Validation set property distribution and chemical space coverage. (a) Superclass distribution of compounds, as determined by ClassyFire. (b) Mass distribution with mass labels corresponding to [X-200, X]. (c) Adduct distribution. (d, e) Comparison of the validation set to the Human Metabolome Database (HMDB), with black points corresponding to compounds found in the validation set, and gray points corresponding to compounds found in the HMDB (v4.1, only those with masses 50–1200). (d) Distribution of predicted properties, with the ring bond percentage (number of bonds in rings divided by the total number of bonds), log P, pK_a, Balaban index, and Harary index calculated using cxcalc. (e) Independent component analysis performed on the properties plotted in (d), with properties normalized to have a mean of 0 and standard deviation of 1.

Figure 2.

Schematic overview of the ISiCLE module for CCS calculation.
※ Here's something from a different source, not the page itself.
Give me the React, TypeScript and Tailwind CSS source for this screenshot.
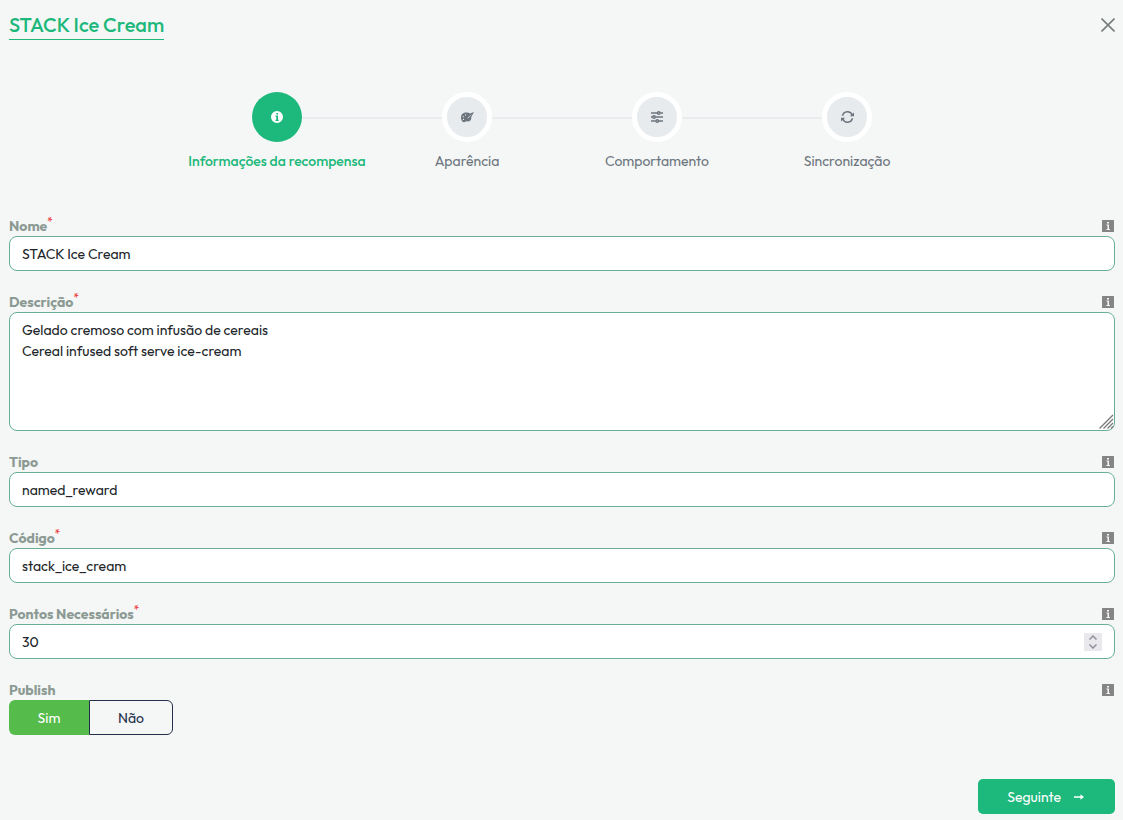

Major computational tasks are listed for the Standard method and, where appropriate, the associated method used. Tasks include preparation of input geometry from InChI, adduct formation, conformer generation by molecular dynamics, structure optimization by density functional theory, CCS calculation by the trajectory method, and finally, final CCS prediction by Boltzmann weighting across conformers.

Figure 3.

Calculated CCS versus m/z. Visual representation of CCS values calculated by ISiCLE Standard for the validation set, plotted against m/z by adduct ion, colored by chemical class as determined by ClassyFire.